# [YOUR GOAL]
Collect all lines from the listing that include the string "this".

# [DATA RECORDS]

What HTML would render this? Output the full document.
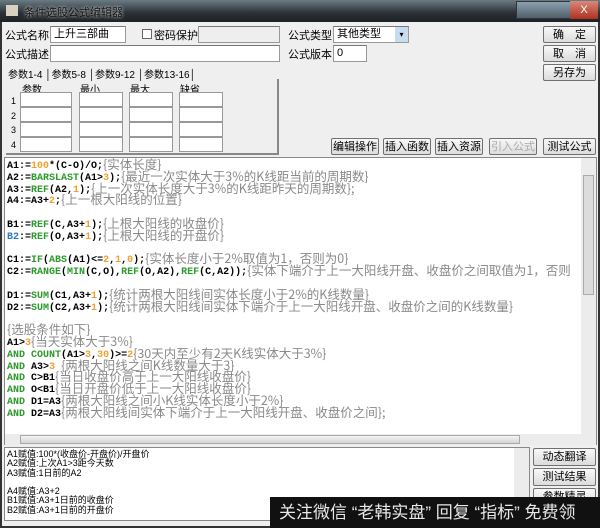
<!DOCTYPE html>
<html><head><meta charset="utf-8"><style>
*{box-sizing:border-box;margin:0;padding:0}
body{width:600px;height:528px;overflow:hidden;background:#2b2b2b;font-family:"Liberation Sans","Noto Sans CJK SC",sans-serif;font-size:11px;color:#000;position:relative}
.a{position:absolute}
.win{left:0;top:0;width:600px;height:528px;background:#efefef;border:2px solid #333}
.title{left:0;top:0;width:600px;height:22px;background:linear-gradient(#6b7b84,#2a3035 60%,#1e2226);color:#fff}
.inp{background:#fff;border:1px solid #999;border-top-color:#777}
.btn{background:linear-gradient(#f8f8f8,#dcdcdc);border:1px solid #707070;border-radius:2px;text-align:center;font-size:11px;line-height:16px}
.code{font-family:"Liberation Mono","Noto Sans CJK SC",monospace;font-size:10px;font-weight:bold}
.code div{height:11.8px;line-height:11.8px;overflow:visible;white-space:pre}
.code i{font-style:normal;font-weight:normal;color:#8a8a8a;font-family:"Noto Sans CJK SC",sans-serif;font-size:12.5px;line-height:10px;position:relative;top:1px}
.y{color:#f0a030}.g{color:#2a9a2a}.b{color:#2a7ac0}
.lab{font-size:11px}
</style></head><body>
<div class="a win"></div>
<div class="a title"><div class="a" style="left:6px;top:5px;width:12px;height:11px;background:#d8d0c0"></div><div class="a" style="left:24px;top:4px;font-size:11px;color:#111;text-shadow:0 0 3px #fff">条件选股公式编辑器</div>
<div class="a" style="left:516px;top:1px;width:82px;height:18px;background:linear-gradient(#8aa0b0,#50606a);border:1px solid #333"></div>
<div class="a" style="left:570px;top:1px;width:28px;height:18px;background:linear-gradient(#d88a7a,#b03020);color:#fff;text-align:center;font-size:11px;line-height:18px">X</div></div>

<div class="a lab" style="left:5px;top:27px">公式名称</div>
<div class="a inp" style="left:50px;top:26px;width:76px;height:17px;padding-left:3px;line-height:15px">上升三部曲</div>
<div class="a" style="left:142px;top:29px;width:10px;height:10px;border:1px solid #666;background:#fff"></div>
<div class="a lab" style="left:154px;top:27px">密码保护</div>
<div class="a inp" style="left:198px;top:26px;width:82px;height:17px;background:#eee"></div>
<div class="a lab" style="left:288px;top:27px">公式类型</div>
<div class="a inp" style="left:333px;top:26px;width:76px;height:17px;padding-left:3px;line-height:15px">其他类型</div>
<div class="a" style="left:395px;top:27px;width:13px;height:15px;background:#c8dcf0;font-size:8px;text-align:center;line-height:15px">▾</div>
<div class="a lab" style="left:5px;top:46px">公式描述</div>
<div class="a inp" style="left:50px;top:45px;width:230px;height:17px"></div>
<div class="a lab" style="left:288px;top:46px">公式版本</div>
<div class="a inp" style="left:333px;top:45px;width:34px;height:17px;padding-left:3px;line-height:15px">0</div>
<div class="a btn" style="left:543px;top:26px;width:53px;height:17px">确　定</div>
<div class="a btn" style="left:543px;top:45px;width:53px;height:17px">取　消</div>
<div class="a btn" style="left:543px;top:64px;width:53px;height:17px">另存为</div>

<div class="a" style="left:8px;top:66px;font-size:10px">参数1-4 │参数5-8 │参数9-12 │参数13-16│</div>
<div class="a" style="left:6px;top:79px;width:273px;height:76px;border-right:2px solid #888;border-bottom:2px solid #888"></div>
<div class="a" style="left:22px;top:81px;font-size:10px">参数</div>
<div class="a" style="left:80px;top:81px;font-size:10px">最小</div>
<div class="a" style="left:130px;top:81px;font-size:10px">最大</div>
<div class="a" style="left:180px;top:81px;font-size:10px">缺省</div>
<div class="a" style="left:11px;top:94px;font-size:9px;line-height:14.5px">1<br>2<br>3<br>4</div>
<div class="a" style="left:20px;top:92px;width:52px;height:60px;background:repeating-linear-gradient(#fff 0 13px,#999 13px 15px);border:1px solid #999"></div>
<div class="a" style="left:79px;top:92px;width:44px;height:60px;background:repeating-linear-gradient(#fff 0 13px,#999 13px 15px);border:1px solid #999"></div>
<div class="a" style="left:129px;top:92px;width:44px;height:60px;background:repeating-linear-gradient(#fff 0 13px,#999 13px 15px);border:1px solid #999"></div>
<div class="a" style="left:179px;top:92px;width:44px;height:60px;background:repeating-linear-gradient(#fff 0 13px,#999 13px 15px);border:1px solid #999"></div>

<div class="a btn" style="left:331px;top:138px;width:48px;height:17px">编辑操作</div>
<div class="a btn" style="left:383px;top:138px;width:48px;height:17px">插入函数</div>
<div class="a btn" style="left:435px;top:138px;width:48px;height:17px">插入资源</div>
<div class="a btn" style="left:489px;top:138px;width:48px;height:17px;color:#aaa">引入公式</div>
<div class="a btn" style="left:543px;top:138px;width:53px;height:17px">测试公式</div>

<div class="a" style="left:4px;top:157px;width:593px;height:288px;background:#fff;border:1px solid #888"></div>
<div class="a" style="left:581px;top:158px;width:15px;height:276px;background:#ececec"></div>
<div class="a" style="left:583px;top:175px;width:11px;height:120px;background:#dcdcdc;border:1px solid #aaa"></div>

<div class="a code" style="left:7px;top:158px;width:574px;height:274px;overflow:hidden"><div>A1:=<span class="y">100</span>*(C-O)/O;<i>{实体长度}</i></div><div>A2:=<span class="g">BARSLAST</span>(A1&gt;<span class="y">3</span>);<i>{最近一次实体大于3%的K线距当前的周期数}</i></div><div>A3:=<span class="g">REF</span>(A2,<span class="y">1</span>);<i>{上一次实体长度大于3%的K线距昨天的周期数};</i></div><div>A4:=A3+<span class="y">2</span>;<i>{上一根大阳线的位置}</i></div><div></div><div>B1:=<span class="g">REF</span>(C,A3+<span class="y">1</span>);<i>{上根大阳线的收盘价}</i></div><div><span class="b">B2</span>:=<span class="g">REF</span>(O,A3+<span class="y">1</span>);<i>{上根大阳线的开盘价}</i></div><div></div><div>C1:=<span class="g">IF</span>(<span class="g">ABS</span>(A1)&lt;=<span class="y">2</span>,<span class="y">1</span>,<span class="y">0</span>);<i>{实体长度小于2%取值为1，否则为0}</i></div><div>C2:=<span class="g">RANGE</span>(<span class="g">MIN</span>(C,O),<span class="g">REF</span>(O,A2),<span class="g">REF</span>(C,A2));<i>{实体下端介于上一大阳线开盘、收盘价之间取值为1，否则</i></div><div></div><div>D1:=<span class="g">SUM</span>(C1,A3+<span class="y">1</span>);<i>{统计两根大阳线间实体长度小于2%的K线数量}</i></div><div>D2:=<span class="g">SUM</span>(C2,A3+<span class="y">1</span>);<i>{统计两根大阳线间实体下端介于上一大阳线开盘、收盘价之间的K线数量}</i></div><div></div><div><i>{选股条件如下}</i></div><div>A1&gt;<span class="y">3</span><i>{当天实体大于3%}</i></div><div><span class="g">AND COUNT</span>(A1&gt;<span class="y">3</span>,<span class="y">30</span>)&gt;=<span class="y">2</span><i>{30天内至少有2天K线实体大于3%}</i></div><div><span class="g">AND</span> A3&gt;<span class="y">3</span> <i>{两根大阳线之间K线数量大于3}</i></div><div><span class="g">AND</span> C&gt;B1<i>{当日收盘价高于上一大阳线收盘价}</i></div><div><span class="g">AND</span> O&lt;B1<i>{当日开盘价低于上一大阳线收盘价}</i></div><div><span class="g">AND</span> D1=A3<i>{两根大阳线之间小K线实体长度小于2%}</i></div><div><span class="g">AND</span> D2=A3<i>{两根大阳线间实体下端介于上一大阳线开盘、收盘价之间};</i></div></div>

<div class="a" style="left:5px;top:434px;width:591px;height:11px;background:#ececec"></div>
<div class="a" style="left:20px;top:435px;width:500px;height:9px;background:linear-gradient(#f4f4f4,#d4d4d4);border:1px solid #aaa"></div>

<div class="a" style="left:4px;top:447px;width:526px;height:74px;background:#fff;border:1px solid #888"></div>
<div class="a" style="left:514px;top:448px;width:15px;height:72px;background:#ececec"></div>
<div class="a" style="left:7px;top:450px;font-size:9px;line-height:9.3px;font-family:'Liberation Sans','Noto Sans CJK SC',sans-serif">A1赋值:100*(收盘价-开盘价)/开盘价<br>A2赋值:上次A1&gt;3距今天数<br>A3赋值:1日前的A2<br><br>A4赋值:A3+2<br>B1赋值:A3+1日前的收盘价<br>B2赋值:A3+1日前的开盘价</div>
<div class="a btn" style="left:533px;top:448px;width:63px;height:18px;line-height:17px">动态翻译</div>
<div class="a btn" style="left:533px;top:468px;width:63px;height:18px;line-height:17px">测试结果</div>
<div class="a btn" style="left:533px;top:488px;width:63px;height:18px;line-height:17px">参数精灵</div>
<div class="a" style="left:270px;top:497px;width:330px;height:31px;background:#111;color:#e8e8e8;font-size:17px;line-height:31px;padding-left:9px;white-space:nowrap;overflow:hidden">关注微信 “老韩实盘” 回复 “指标” 免费领</div>
</body></html>
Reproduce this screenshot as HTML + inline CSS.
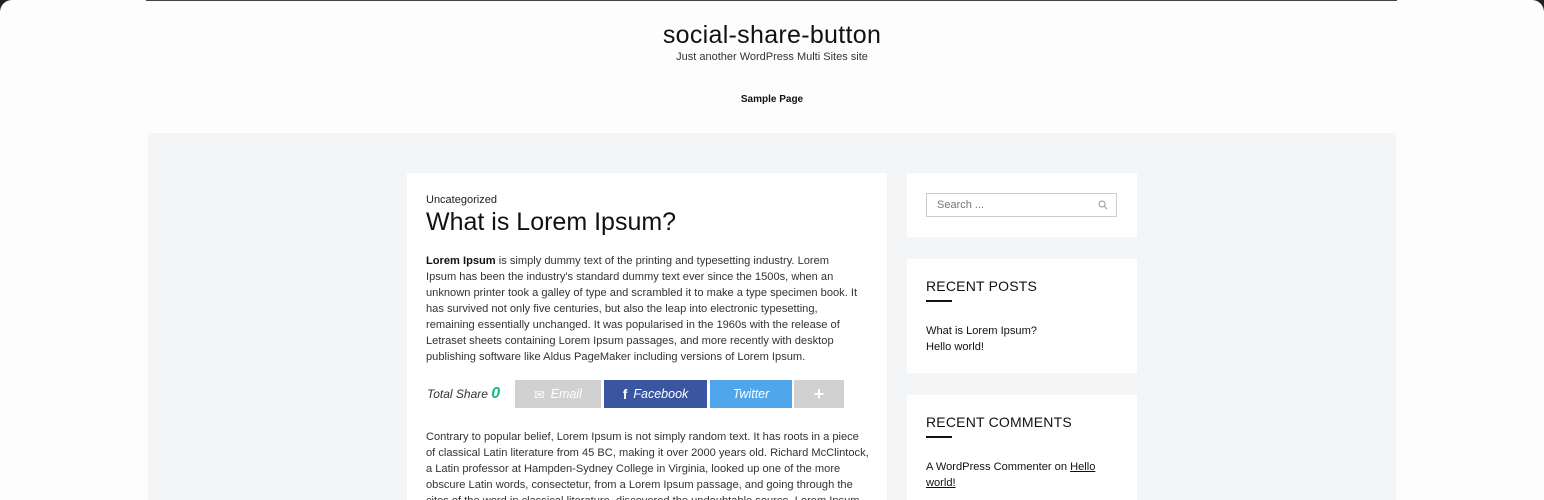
<!DOCTYPE html>
<html style="width:1544px;height:500px;overflow:hidden"><head><meta charset="utf-8"><style>
*{margin:0;padding:0;box-sizing:border-box}
body{width:1544px;height:500px;background:#222;font-family:"Liberation Sans",sans-serif;color:#222;overflow:hidden;position:relative}
.frame{position:absolute;left:0;top:0;width:1544px;height:500px;background:#fdfdfd;border-radius:12px 12px 0 0}
.topline{position:absolute;left:146px;top:0;width:1251px;height:1px;background:#444}
.gray{position:absolute;left:148px;top:133px;width:1248px;height:367px;background:#f4f5f7}
.abs{position:absolute}
.card{position:absolute;background:#fff}
.txt{font-size:11.1px;line-height:16px;color:#333;white-space:nowrap}
.btn{position:absolute;top:380px;height:28px;color:#fff;font-style:italic;font-size:12.5px;display:flex;align-items:center;justify-content:center;gap:6px}
h3{font-size:14px;font-weight:normal;color:#111;letter-spacing:.2px}
.bar{width:26px;height:2px;background:#111}
</style></head><body>
<div class="frame"></div>
<div class="topline"></div>
<div class="abs" style="left:0;width:1544px;top:21px;text-align:center;font-size:25px;color:#111;letter-spacing:.3px">social-share-button</div>
<div class="abs" style="left:0;width:1544px;top:51px;text-align:center;font-size:11px;color:#333">Just another WordPress Multi Sites site</div>
<div class="abs" style="left:0;width:1544px;top:94px;text-align:center;font-size:10px;color:#111;font-weight:bold">Sample Page</div>
<div class="gray"></div>
<div class="card" style="left:407px;top:173px;width:480px;height:327px"></div>
<div class="abs" style="left:426px;top:194px;font-size:11px;color:#222">Uncategorized</div>
<div class="abs" style="left:426px;top:208px;font-size:25px;color:#111">What is Lorem Ipsum?</div>
<div class="abs txt" style="left:426px;top:253px"><b style="color:#111">Lorem Ipsum</b> is simply dummy text of the printing and typesetting industry. Lorem<br>Ipsum has been the industry's standard dummy text ever since the 1500s, when an<br>unknown printer took a galley of type and scrambled it to make a type specimen book. It<br>has survived not only five centuries, but also the leap into electronic typesetting,<br>remaining essentially unchanged. It was popularised in the 1960s with the release of<br>Letraset sheets containing Lorem Ipsum passages, and more recently with desktop<br>publishing software like Aldus PageMaker including versions of Lorem Ipsum.</div>
<div class="abs" style="left:427px;top:385px;font-size:12px;font-style:italic;color:#333">Total Share <b style="color:#1bb48e;font-size:16px">0</b></div>
<div class="btn" style="left:515px;width:86px;background:#d1d1d1"><span style="font-style:normal">✉</span>Email</div>
<div class="btn" style="left:604px;width:103px;background:#3a56a0"><b style="font-style:normal;font-size:14px">f</b>Facebook</div>
<div class="btn" style="left:710px;width:82px;background:#4fa6ea">Twitter</div>
<div class="btn" style="left:794px;width:50px;background:#d1d1d1;font-style:normal;font-size:18px;font-weight:bold">+</div>
<div class="abs txt" style="left:426px;top:429px">Contrary to popular belief, Lorem Ipsum is not simply random text. It has roots in a piece<br>of classical Latin literature from 45 BC, making it over 2000 years old. Richard McClintock,<br>a Latin professor at Hampden-Sydney College in Virginia, looked up one of the more<br>obscure Latin words, consectetur, from a Lorem Ipsum passage, and going through the<br>cites of the word in classical literature, discovered the undoubtable source. Lorem Ipsum</div>
<div class="card" style="left:907px;top:173px;width:230px;height:64px"></div>
<div class="abs" style="left:926px;top:193px;width:191px;height:24px;border:1px solid #ccc;font-size:11px;color:#777;padding:5px 10px">Search ...
<svg style="position:absolute;right:8px;top:6px" width="10" height="10" viewBox="0 0 10 10"><circle cx="4" cy="4" r="3" fill="none" stroke="#999" stroke-width="1"/><path d="M6.2 6.2L9 9" stroke="#999"/></svg></div>
<div class="card" style="left:907px;top:259px;width:230px;height:114px"></div>
<h3 class="abs" style="left:926px;top:278px">RECENT POSTS</h3>
<div class="abs bar" style="left:926px;top:300px"></div>
<div class="abs txt" style="left:926px;top:323px;color:#111">What is Lorem Ipsum?<br>Hello world!</div>
<div class="card" style="left:907px;top:395px;width:230px;height:105px"></div>
<h3 class="abs" style="left:926px;top:414px">RECENT COMMENTS</h3>
<div class="abs bar" style="left:926px;top:436px"></div>
<div class="abs txt" style="left:926px;top:459px;color:#111">A WordPress Commenter on <u>Hello</u><br><u>world!</u></div>
</body></html>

# [THE ANSWER]
What HTML would render this? Output the full document.
Reproduce this screenshot as HTML + inline CSS.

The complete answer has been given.